Constraining a possible dependence of Newton's constant on the Earth's magnetic field

TL;DR

This paper critically evaluates a model proposing that Earth's magnetic field influences Newton's constant via scalar fields, finding it incompatible with experimental tests and thus unlikely to explain measurement discrepancies.

Contribution

It provides a detailed assessment of a gravielectric coupling model, demonstrating its incompatibility with experimental constraints and offering a method applicable to similar theories.

Findings

Violations of the weak equivalence principle are four orders of magnitude beyond current limits.

The model cannot account for discrepancies in Newton's constant measurements.

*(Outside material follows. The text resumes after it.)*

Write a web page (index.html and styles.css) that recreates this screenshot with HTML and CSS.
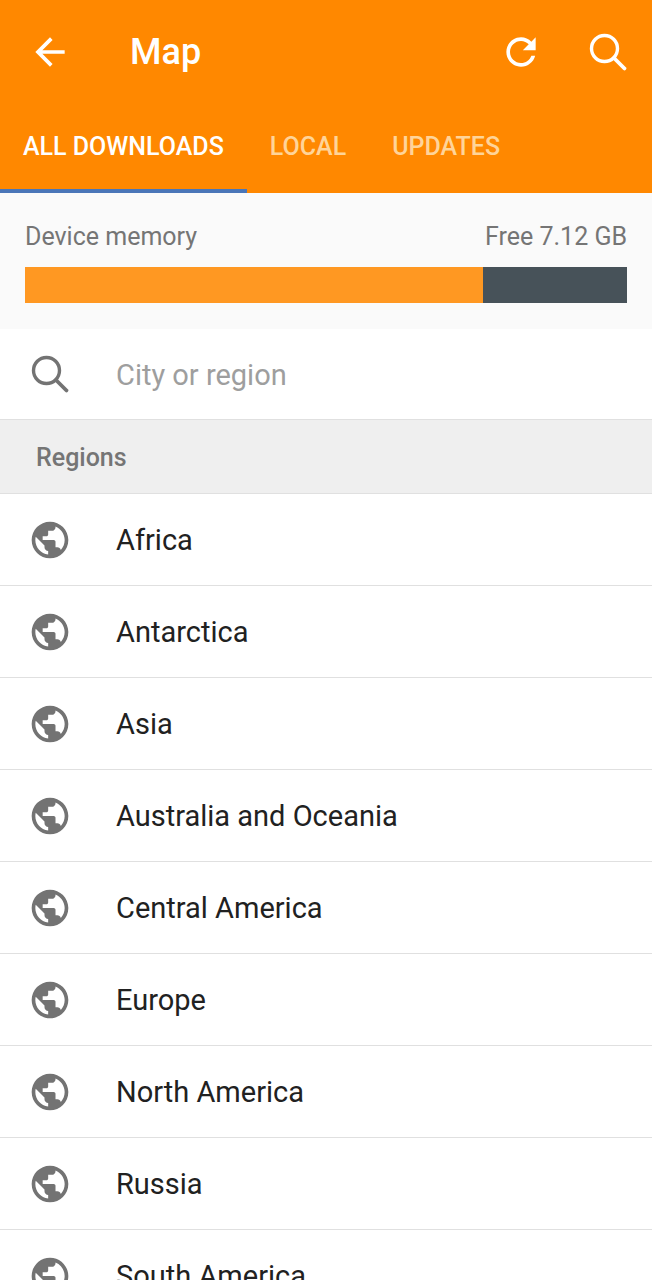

The method can be applied to other theories with gravielectric coupling.

Abstract

Some time ago Mbelek and Lachieze-Rey proposed that the discrepancy between the results of the various measurements of Newton's constant could be explained by introducing a gravielectric coupling between the Earth's gravitational and magnetic fields mediated by two scalar fields. A critical assessment of this model is performed. By calculating the static field configuration of the relevant scalar around a nucleus in the linearised theory and then folding this result with the mass density of the nucleus its effective gravitational mass is determined. Considering test bodies of different materials one finds violations of the weak equivalence principle for torsion-balance experiments which are four orders of magnitude beyond the current experimental limit, thus rendering the model non-viable. The method presented can be applied to generic theories with gravielectric coupling and seems to rule out in general the explanation of the discrepant measurements of Newton's constant by such couplings.